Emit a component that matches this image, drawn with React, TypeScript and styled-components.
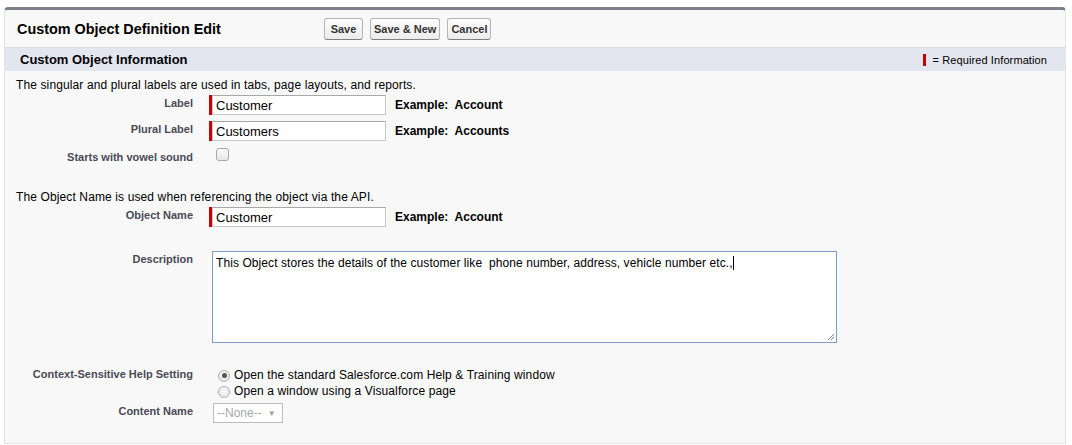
import type { FC, ReactElement, ReactNode } from "react";
import styled, { createGlobalStyle } from "styled-components";

const GlobalStyle = createGlobalStyle`
    body {
        margin: 0;
        background: #ffffff;
        font-family: "Liberation Sans", Arial, sans-serif;
        color: #000000;
    }
`;

const Page = styled.div`
    padding: 7px 6px 2px 4px;
`;

const Panel = styled.div`
    background: #f8f8f8;
    border-top: 3px solid #7d808a;
    border-left: 1px solid #e2e4e8;
    border-right: 1px solid #e2e4e8;
    border-bottom: 1px solid #e2e4e8;
    border-radius: 4px 4px 0 0;
    height: 437px;
    box-sizing: border-box;
`;

const Header = styled.div`
    display: flex;
    align-items: center;
    height: 37px;
    padding-left: 12px;
    border-bottom: 1px solid #dcdcdc;
`;

const Title = styled.h2`
    margin: 0;
    width: 307px;
    font-size: 14.4px;
    font-weight: bold;
    color: #000;
`;

const ButtonBar = styled.div`
    display: flex;
    gap: 7px;
    margin-top: 1px;
`;

const Button = styled.button`
    height: 22px;
    min-width: 39px;
    padding: 0 3px;
    font-family: "Liberation Sans", Arial, sans-serif;
    font-size: 11px;
    font-weight: bold;
    color: #333;
    background: linear-gradient(#fdfdfd, #ececec);
    border: 1px solid #b5b5b5;
    border-bottom-color: #7f7f7f;
    border-radius: 3px;
`;

const SectionBar = styled.div`
    display: flex;
    align-items: center;
    justify-content: space-between;
    height: 23px;
    padding: 0 18px 0 15px;
    background: #e3e6ee;
`;

const SectionTitle = styled.h3`
    margin: 0;
    font-size: 13px;
    font-weight: bold;
    color: #000;
`;

const Legend = styled.span`
    display: flex;
    align-items: center;
    gap: 7px;
    font-size: 11px;
    letter-spacing: 0.1px;
    color: #000;
`;

const RequiredMark = styled.span`
    display: inline-block;
    width: 3px;
    height: 12px;
    background: #c00;
`;

const Body = styled.div`
    padding-top: 7px;
`;

const Intro = styled.p<{ $top?: number }>`
    margin: ${({ $top }) => $top ?? 0}px 0 0 11px;
    font-size: 12px;
    line-height: 14px;
    letter-spacing: 0.12px;
`;

const Row = styled.div<{ $top: number }>`
    display: grid;
    grid-template-columns: 188px 1fr;
    column-gap: 16px;
    margin-top: ${({ $top }) => $top}px;
`;

const Label = styled.div<{ $pad?: number }>`
    text-align: right;
    font-size: 11px;
    font-weight: bold;
    color: #4a4a56;
    padding-top: ${({ $pad }) => $pad ?? 2}px;
`;

const Value = styled.div<{ $required?: boolean }>`
    display: flex;
    align-items: flex-start;
    gap: 9px;
    padding-left: ${({ $required }) => ($required ? 0 : 3)}px;
`;

const RequiredInput = styled.div`
    display: flex;
    border-left: 3px solid #c00;
`;

const Input = styled.input`
    box-sizing: border-box;
    width: 174px;
    height: 20px;
    margin: 0;
    padding: 0 3px;
    border: 1px solid #c7c7c7;
    border-top-color: #a8a8a8;
    background: #fff;
    font-family: "Liberation Sans", Arial, sans-serif;
    font-size: 13px;
    color: #000;
    outline: none;
`;

const Example = styled.span`
    font-size: 12px;
    font-weight: bold;
    line-height: 20px;
    white-space: pre;
`;

const Checkbox = styled.span`
    display: inline-block;
    box-sizing: border-box;
    width: 13px;
    height: 13px;
    margin: -1px 0 0 4px;
    border: 1px solid #a9a9a9;
    border-radius: 3px;
    background: linear-gradient(#fbfbfb, #e6e6e6);
`;

const TextArea = styled.div`
    position: relative;
    box-sizing: border-box;
    width: 625px;
    height: 92px;
    padding: 4px 3px;
    border: 1px solid #7f9cc9;
    background: #fff;
    font-size: 12px;
    line-height: 14px;
    letter-spacing: 0.08px;
    white-space: pre;
`;

const Caret = styled.span`
    display: inline-block;
    width: 1px;
    height: 14px;
    background: #000;
    vertical-align: top;
`;

const Grip = styled.svg`
    position: absolute;
    right: 1px;
    bottom: 1px;
`;

const RadioList = styled.div`
    display: flex;
    flex-direction: column;
    gap: 3px;
    padding: 1px 0 0 6px;
`;

const RadioLine = styled.label`
    display: flex;
    align-items: center;
    gap: 4px;
    font-size: 12px;
    line-height: 13px;
    letter-spacing: 0.12px;
`;

const Radio = styled.span<{ $checked?: boolean }>`
    display: inline-flex;
    align-items: center;
    justify-content: center;
    box-sizing: border-box;
    width: 12px;
    height: 12px;
    border-radius: 50%;
    border: 1px solid #b4b4b4;
    background: radial-gradient(circle at 50% 40%, #ffffff, #dcdcdc);

    &::after {
        content: "";
        display: ${({ $checked }) => ($checked ? "block" : "none")};
        width: 5px;
        height: 5px;
        border-radius: 50%;
        background: #555;
    }
`;

const Select = styled.div`
    display: flex;
    align-items: center;
    gap: 6px;
    box-sizing: border-box;
    height: 20px;
    margin-left: 1px;
    padding: 0 6px 0 3px;
    border: 1px solid #bcbcbc;
    background: #fff;
    font-size: 12px;
    color: #a8a8a8;
`;

const Arrow = styled.span`
    font-size: 8px;
    color: #a0a0a0;
`;

interface FieldProps {
    label: string;
    top: number;
    required?: boolean;
    labelPad?: number;
    children: ReactNode;
}

const Field: FC<FieldProps> = ({ label, top, required, labelPad, children }): ReactElement => (
    <Row $top={top}>
        <Label $pad={labelPad}>{label}</Label>
        <Value $required={required}>{children}</Value>
    </Row>
);

const TextField: FC<{ label: string; value: string; example: string; top: number }> = ({ label, value, example, top }) => (
    <Field label={label} top={top} required>
        <RequiredInput>
            <Input defaultValue={value} />
        </RequiredInput>
        <Example>{`Example:  ${example}`}</Example>
    </Field>
);

const App: FC = (): ReactElement => (
    <>
        <GlobalStyle />
        <Page>
            <Panel>
                <Header>
                    <Title>Custom Object Definition Edit</Title>
                    <ButtonBar>
                        <Button>Save</Button>
                        <Button>Save &amp; New</Button>
                        <Button>Cancel</Button>
                    </ButtonBar>
                </Header>
                <SectionBar>
                    <SectionTitle>Custom Object Information</SectionTitle>
                    <Legend>
                        <RequiredMark />= Required Information
                    </Legend>
                </SectionBar>
                <Body>
                    <Intro>The singular and plural labels are used in tabs, page layouts, and reports.</Intro>
                    <TextField label="Label" value="Customer" example="Account" top={3} />
                    <TextField label="Plural Label" value="Customers" example="Accounts" top={6} />
                    <Field label="Starts with vowel sound" top={8}>
                        <Checkbox />
                    </Field>
                    <Intro $top={27}>The Object Name is used when referencing the object via the API.</Intro>
                    <TextField label="Object Name" value="Customer" example="Account" top={3} />
                    <Field label="Description" top={24}>
                        <TextArea>
                            This Object stores the details of the customer like  phone number, address, vehicle number etc.,
                            <Caret />
                            <Grip width="10" height="10" viewBox="0 0 10 10">
                                <path d="M9 3 L3 9 M9 6 L6 9" stroke="#8a8a8a" strokeWidth="1" />
                            </Grip>
                        </TextArea>
                    </Field>
                    <Field label="Context-Sensitive Help Setting" top={25} labelPad={0}>
                        <RadioList>
                            <RadioLine>
                                <Radio $checked />
                                Open the standard Salesforce.com Help &amp; Training window
                            </RadioLine>
                            <RadioLine>
                                <Radio />
                                Open a window using a Visualforce page
                            </RadioLine>
                        </RadioList>
                    </Field>
                    <Field label="Content Name" top={5}>
                        <Select>
                            --None--<Arrow>▼</Arrow>
                        </Select>
                    </Field>
                </Body>
            </Panel>
        </Page>
    </>
);

export default App;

§ **Given task**: Copy each line of the listing that holds the word "with".

§ **Right answer**:
Emit a component that matches this image, drawn with React, TypeScript and styled-components.
                    <Field label="Starts with vowel sound" top={8}>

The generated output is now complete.